Il nome deriva dalla forma, larga in cima dove si attacca il peduncolo e più stretta alla base.
La mela a muso di bove è chiamata curiosamente così perché, se guardata orizzontalmente, ricorda la faccia degli animali che un tempo erano presenti in tutte le campagne, deputati a svolgere l'aratura e a tirare i carri.
Il frutto appartiene alla miriade di varietà storiche che ogni tanto vengono rinvenute e coltivate da appassionati ed è particolarmente gustoso e fragante. Gli esemplari della foto sono stati raccolti da un albero che cresce a Vallo di Nera, nella Valnerina umbra, a 500 metri di altitudine.

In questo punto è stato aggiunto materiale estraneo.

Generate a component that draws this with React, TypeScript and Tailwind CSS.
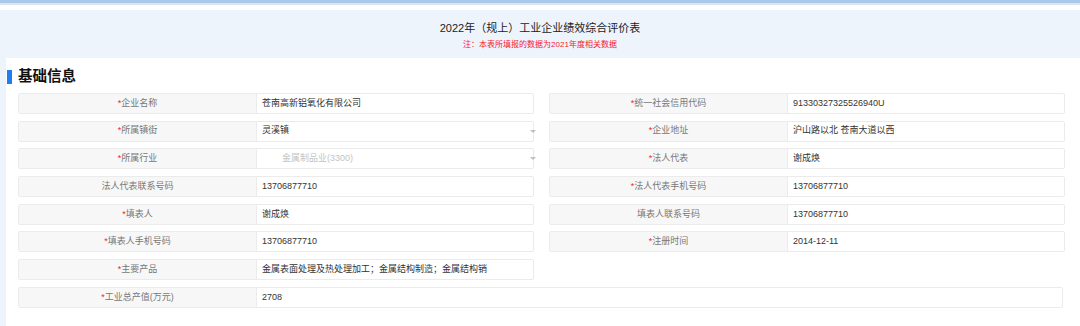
import type { ReactNode } from "react";

type Field = {
  label: string;
  value: string;
  required?: boolean;
  select?: boolean;
  disabled?: boolean;
};

const left: Field[] = [
  { label: "企业名称", value: "苍南高新铝氧化有限公司", required: true },
  { label: "所属镇街", value: "灵溪镇", required: true, select: true },
  { label: "所属行业", value: "金属制品业(3300)", required: true, select: true, disabled: true },
  { label: "法人代表联系号码", value: "13706877710" },
  { label: "填表人", value: "谢成焕", required: true },
  { label: "填表人手机号码", value: "13706877710", required: true },
  { label: "主要产品", value: "金属表面处理及热处理加工；金属结构制造；金属结构销", required: true },
];

const right: Field[] = [
  { label: "统一社会信用代码", value: "91330327325526940U", required: true },
  { label: "企业地址", value: "沪山路以北 苍南大道以西", required: true },
  { label: "法人代表", value: "谢成焕", required: true },
  { label: "法人代表手机号码", value: "13706877710", required: true },
  { label: "填表人联系号码", value: "13706877710" },
  { label: "注册时间", value: "2014-12-11", required: true },
];

const Row = ({ f, wide }: { f: Field; wide?: boolean }) => (
  <div
    className={`relative flex h-[21px] border border-[#ebebeb] rounded-[2px] ${
      wide ? "w-[1045px]" : "w-[516px]"
    }`}
  >
    <div className="w-[238px] shrink-0 flex items-center justify-center bg-[#f7f7f7] border-r border-[#ebebeb] text-[9px] text-[#777]">
      {f.required && <span className="text-[#f5222d]">*</span>}
      {f.label}
    </div>
    <div
      className={`flex-1 flex items-center text-[9px] ${
        f.disabled ? "pl-[25px] text-[#c4c4c4]" : "pl-[5px] text-[#333]"
      }`}
    >
      {f.value}
    </div>
    {f.select && (
      <div className="absolute right-[-3px] top-[8px] w-0 h-0 border-l-[3px] border-r-[3px] border-t-[3px] border-l-transparent border-r-transparent border-t-[#c0c0c0]" />
    )}
  </div>
);

const Column = ({ children }: { children: ReactNode }) => (
  <div className="flex flex-col gap-[6.7px]">{children}</div>
);

export default function App() {
  return (
    <div
      className="w-[1080px] h-[326px] overflow-hidden bg-[#eef4fc]"
      style={{ fontFamily: '"Liberation Sans", "Noto Sans CJK SC", sans-serif' }}
    >
      <div className="h-[3px] bg-[#a9c9ea]" />
      <div className="h-[2px] bg-[#dfe4ea]" />
      <div className="h-[5px] bg-white" />

      <div className="h-[48px] flex flex-col items-center pt-[11px]">
        <h1 className="text-[11px] leading-[14px] text-[#222]">2022年（规上）工业企业绩效综合评价表</h1>
        <p className="mt-[5px] text-[8px] leading-[10px] text-[#f5222d]">注：本表所填报的数据为2021年度相关数据</p>
      </div>

      <div className="ml-[6px] h-[268px] bg-white pt-[12px] pl-[12px]">
        <div className="flex items-center h-[14px] -ml-[11px]">
          <div className="w-[5px] h-[14px] bg-[#1e7ef0]" />
          <h2 className="ml-[6px] text-[14.5px] font-bold text-[#111]">基础信息</h2>
        </div>

        <div className="mt-[9px] flex flex-col gap-[6.7px]">
          <div className="flex gap-[15px] items-start">
            <Column>
              {left.map((f) => (
                <Row key={f.label} f={f} />
              ))}
            </Column>
            <Column>
              {right.map((f) => (
                <Row key={f.label} f={f} />
              ))}
            </Column>
          </div>
          <Row f={{ label: "工业总产值(万元)", value: "2708", required: true }} wide />
        </div>
      </div>
    </div>
  );
}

La buccia si presenta liscia e a due colori striati, il giallo e il rosso, mentre la polpa è di colore bianchissimo. Il sapore è leggermente acidulo, fresco e molto godibile. Un frutto da consumare piacevolmente a morsi, dalla scorza fino all'esile torsolo che contiene i semi.

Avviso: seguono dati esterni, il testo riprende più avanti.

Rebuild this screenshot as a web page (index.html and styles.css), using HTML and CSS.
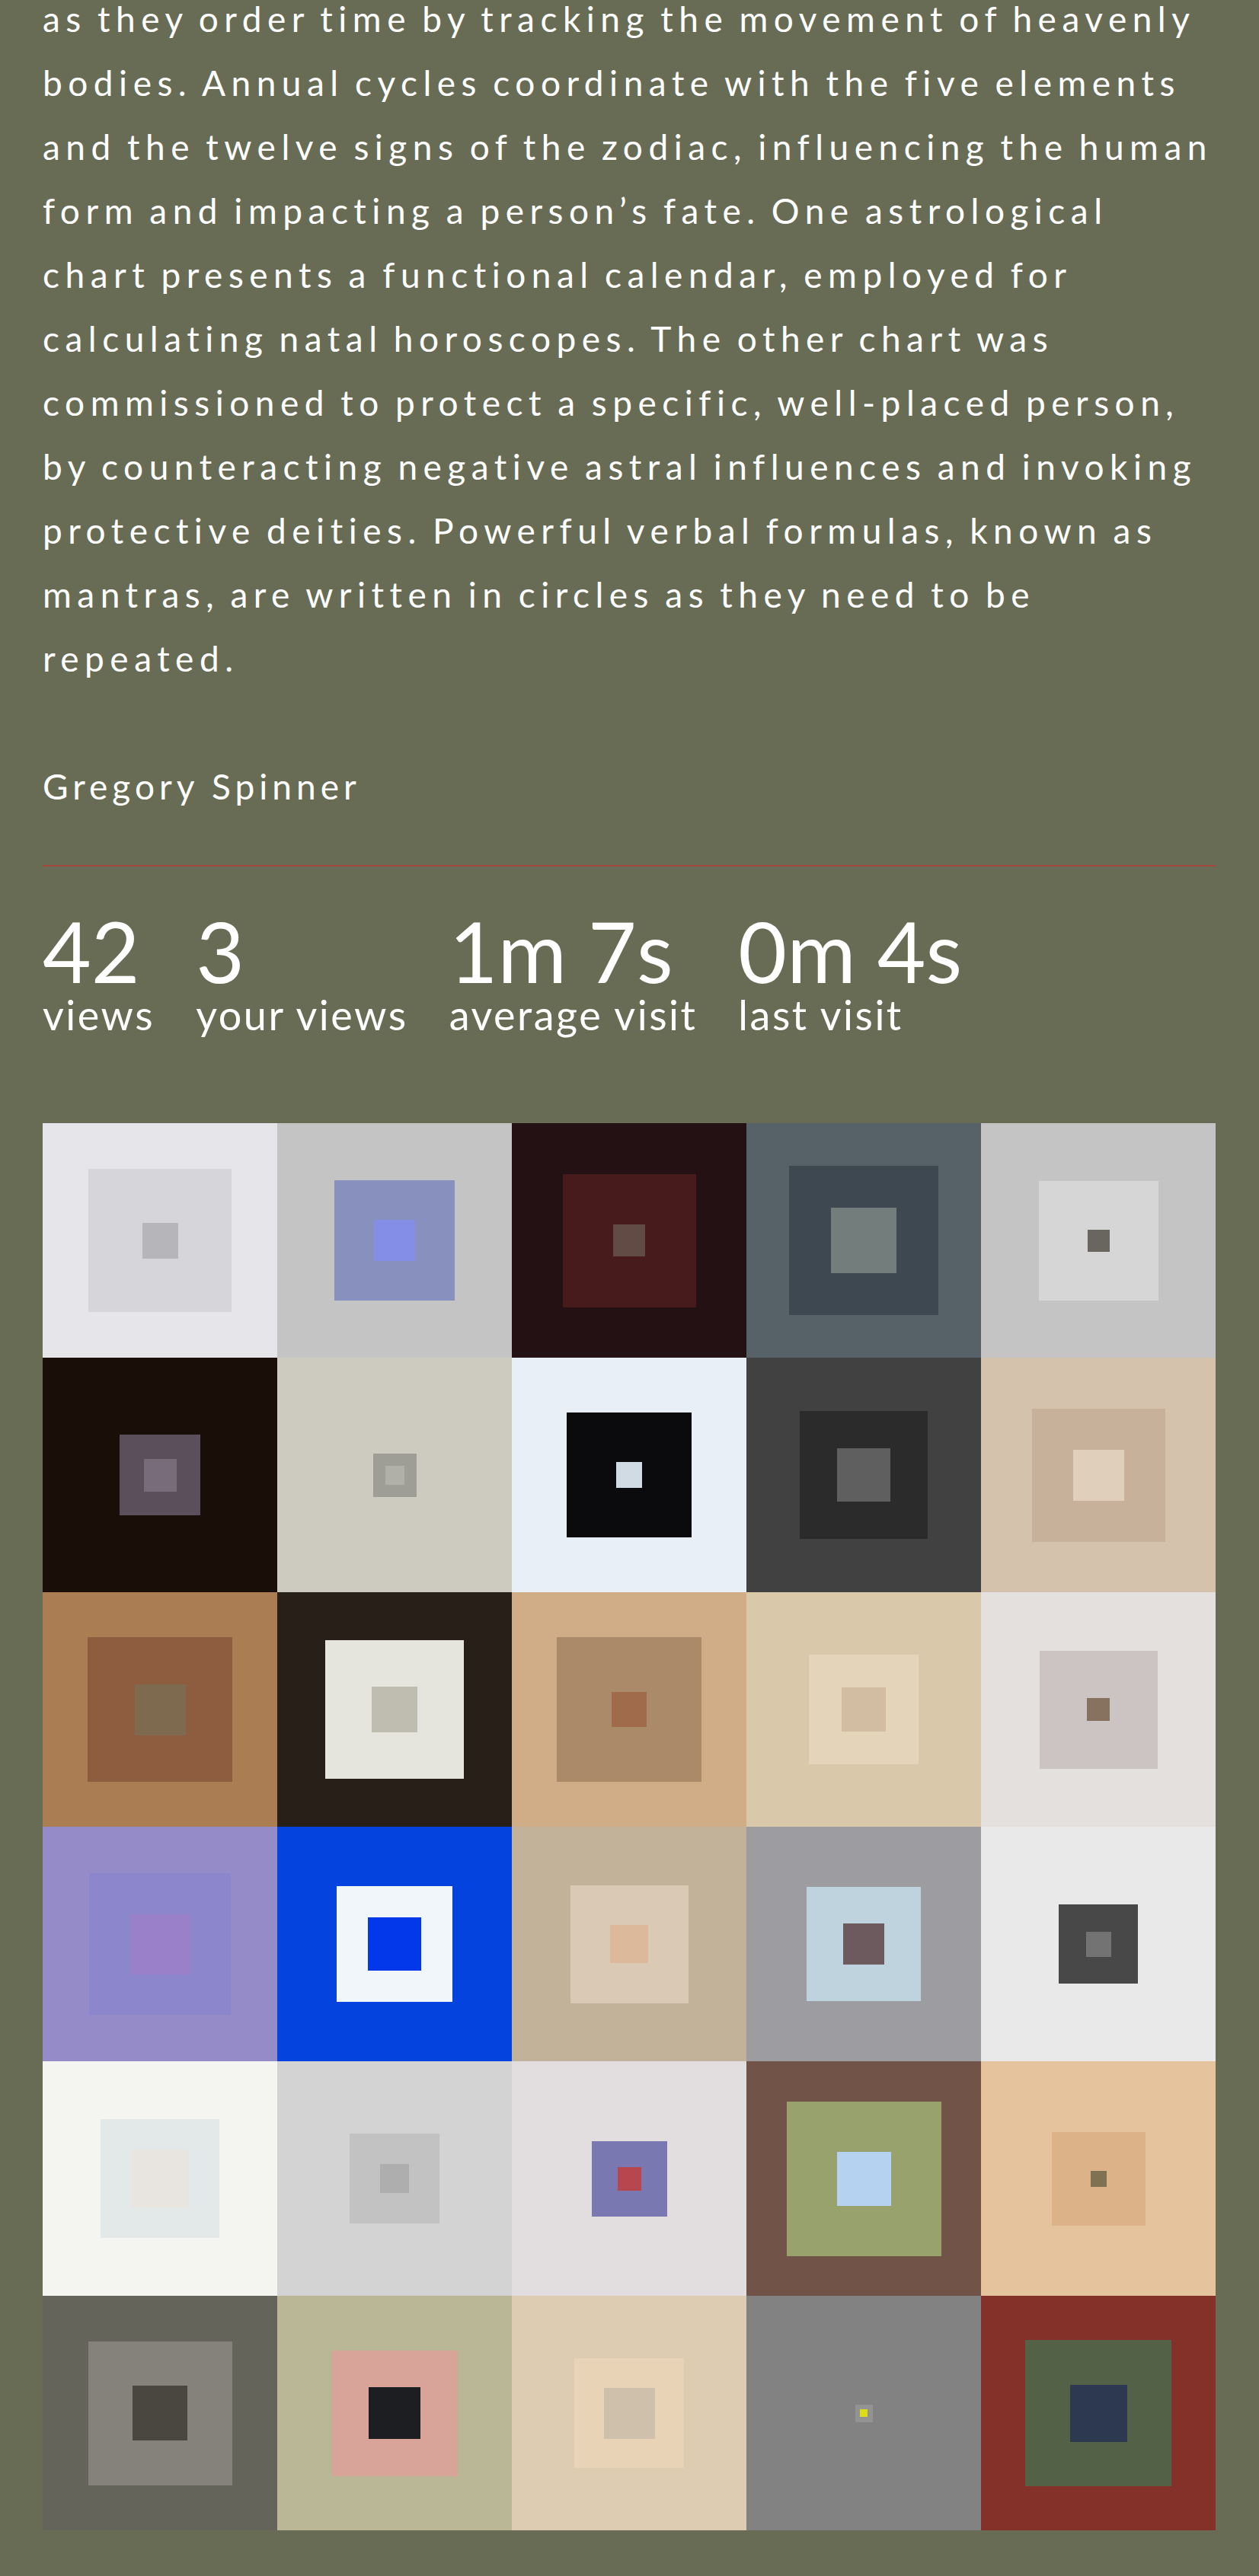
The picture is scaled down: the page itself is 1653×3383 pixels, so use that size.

La varietà è davvero molto antica, tanto che se fa ne fa menzione da secoli. Gli alberi sono rustici, resistenti agli sbalzi climatici e agli attacchi degli insetti.

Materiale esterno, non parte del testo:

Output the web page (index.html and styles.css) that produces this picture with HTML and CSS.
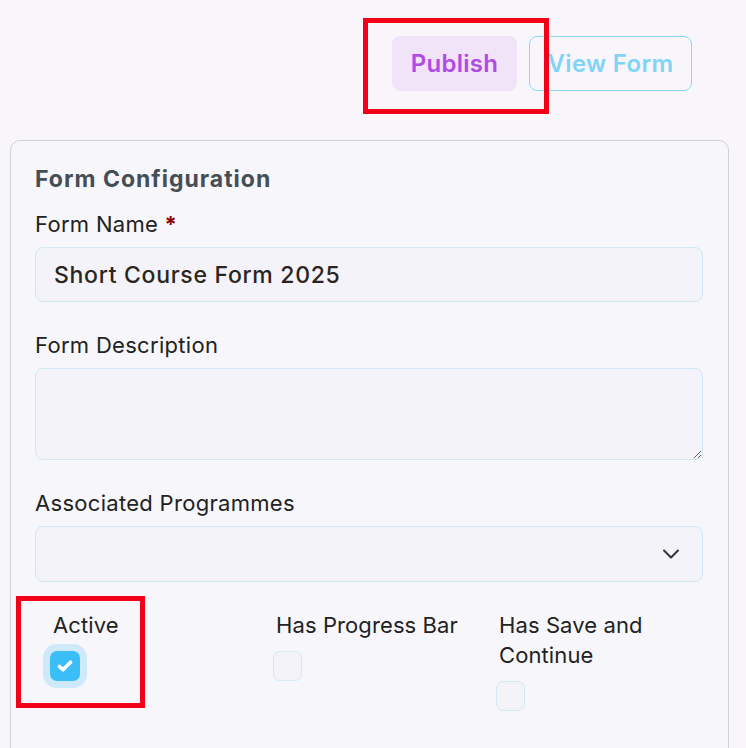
FILE: index.html
```html
<!DOCTYPE html>
<html>
<head>
<meta charset="utf-8">
<link rel="stylesheet" href="styles.css">
</head>
<body>
<div class="page">
  <div class="toolbar">
    <button class="btn btn-publish">Publish</button>
    <button class="btn btn-view">View Form</button>
  </div>
  <div class="card">
    <h2 class="card-title">Form Configuration</h2>
    <div class="field">
      <label class="label">Form Name <span class="req">*</span></label>
      <input class="input" type="text" value="Short Course Form 2025">
    </div>
    <div class="field">
      <label class="label">Form Description</label>
      <textarea class="textarea"></textarea>
    </div>
    <div class="field">
      <label class="label">Associated Programmes</label>
      <div class="select">
        <svg class="chev" width="18" height="12" viewBox="0 0 18 12"><path d="M2 2.5 L9 9.5 L16 2.5" fill="none" stroke="#333" stroke-width="2" stroke-linecap="round" stroke-linejoin="round"/></svg>
      </div>
    </div>
    <div class="checks">
      <div class="check-col">
        <div class="check-label">Active</div>
        <span class="cb cb-on"><svg width="16" height="14" viewBox="0 0 16 14"><path d="M2.5 7.5 L6 10.8 L13.5 3.2" fill="none" stroke="#fff" stroke-width="3.6" stroke-linecap="round" stroke-linejoin="round"/></svg></span>
      </div>
      <div class="check-col">
        <div class="check-label">Has Progress Bar</div>
        <span class="cb"></span>
      </div>
      <div class="check-col">
        <div class="check-label">Has Save and Continue</div>
        <span class="cb"></span>
      </div>
    </div>
  </div>
  <div class="mark mark-publish"></div>
  <div class="mark mark-active"></div>
</div>
</body>
</html>
```
FILE: styles.css
```css
* { box-sizing: border-box; }
html, body { margin: 0; padding: 0; }
body {
  background: #f8f6fa;
  font-family: "Inter", "Open Sans", sans-serif;
  color: #222;
  width: 746px;
  height: 748px;
  overflow: hidden;
}
.page { position: relative; height: 748px; }
.toolbar {
  display: flex;
  justify-content: flex-end;
  gap: 12px;
  padding: 36px 54px 0 0;
  height: 140px;
}
.btn {
  height: 55px;
  border-radius: 8px;
  font-family: inherit;
  font-size: 24px;
  font-weight: 600;
  letter-spacing: 0.3px;
  padding: 0;
  cursor: pointer;
}
.btn-publish {
  background: #f1e3f8;
  color: #b14be5;
  border: none;
  width: 125px;
}
.btn-view {
  background: transparent;
  color: #7fd4f7;
  border: 1px solid #8ed8f6;
  width: 163px;
}
.card {
  margin-left: 10px;
  width: 719px;
  height: 640px;
  border: 1px solid #d3d3d7;
  border-radius: 10px;
  background: #f7f6fa;
  padding: 22px 24px 0 24px;
}
.card-title {
  margin: 0 0 14px 0;
  font-size: 23px;
  font-weight: 700;
  letter-spacing: 1px;
  color: #454d55;
  line-height: 32px;
}
.field { margin-bottom: 28px; }
.label {
  display: block;
  font-size: 22px;
  letter-spacing: 0.3px;
  line-height: 30px;
  color: #222;
  margin-bottom: 8px;
}
.req { color: #8b0000; font-weight: 700; }
.input, .textarea, .select {
  display: block;
  width: 668px;
  border: 1px solid #cfe8f7;
  border-radius: 8px;
  background: #f3f3f9;
  font-family: inherit;
  margin: 0;
}
.input {
  height: 55px;
  padding: 0 18px;
  font-size: 23px;
  font-weight: 500;
  letter-spacing: 0.7px;
  color: #2b2520;
  outline: none;
}
.textarea {
  height: 92px;
  resize: vertical;
  outline: none;
  vertical-align: top;
}
.select {
  height: 56px;
  display: flex;
  align-items: center;
  justify-content: flex-end;
  padding-right: 22px;
}
.checks {
  display: grid;
  grid-template-columns: 223px 223px 222px;
}
.check-col { padding: 0 16px 0 15px; }
.check-label {
  font-size: 22px;
  letter-spacing: 0.1px;
  line-height: 30px;
  color: #222;
  padding-left: 3px;
  margin-bottom: 11px;
}
.cb {
  display: flex;
  align-items: center;
  justify-content: center;
  width: 29px;
  height: 30px;
  border: 1.5px solid #d3e9f7;
  border-radius: 7px;
  background: #f3f3f9;
}
.cb-on {
  width: 30px;
  height: 30px;
  background: #3bbdf8;
  border: none;
  box-shadow: 0 0 0 7px #cde9fa;
}
.mark {
  position: absolute;
  border: 5px solid #f20018;
}
.mark-publish { left: 363px; top: 18px; width: 186px; height: 96px; }
.mark-active { left: 16px; top: 596px; width: 129px; height: 112px; }
```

Una volta raccolte, le mele a muso di bove si possono conservare in ambiente asciutto dall'autunno fino alla primavera, avendo l'accortezza di stenderle su carta o su paglia oppure si possono tagliare a fettine da far asciugare in forno (un tempo si infilavano nei forni a legna adagiate sulle seccaiole): in questo caso prendono il nome di spartecchie. Le spartecchie, durante l'inverno venivano usate per preparare uno sciroppo lenitivo della tosse.
A dicembre le mele a muso di bove entrano nella ricetta della tòrta di Natale, lo strudel a pasta sottile farcito di mele cotte, noci, cioccolato, cannella, noce moscata, pinoli, bagnato con alchermes e avvolto a spirale.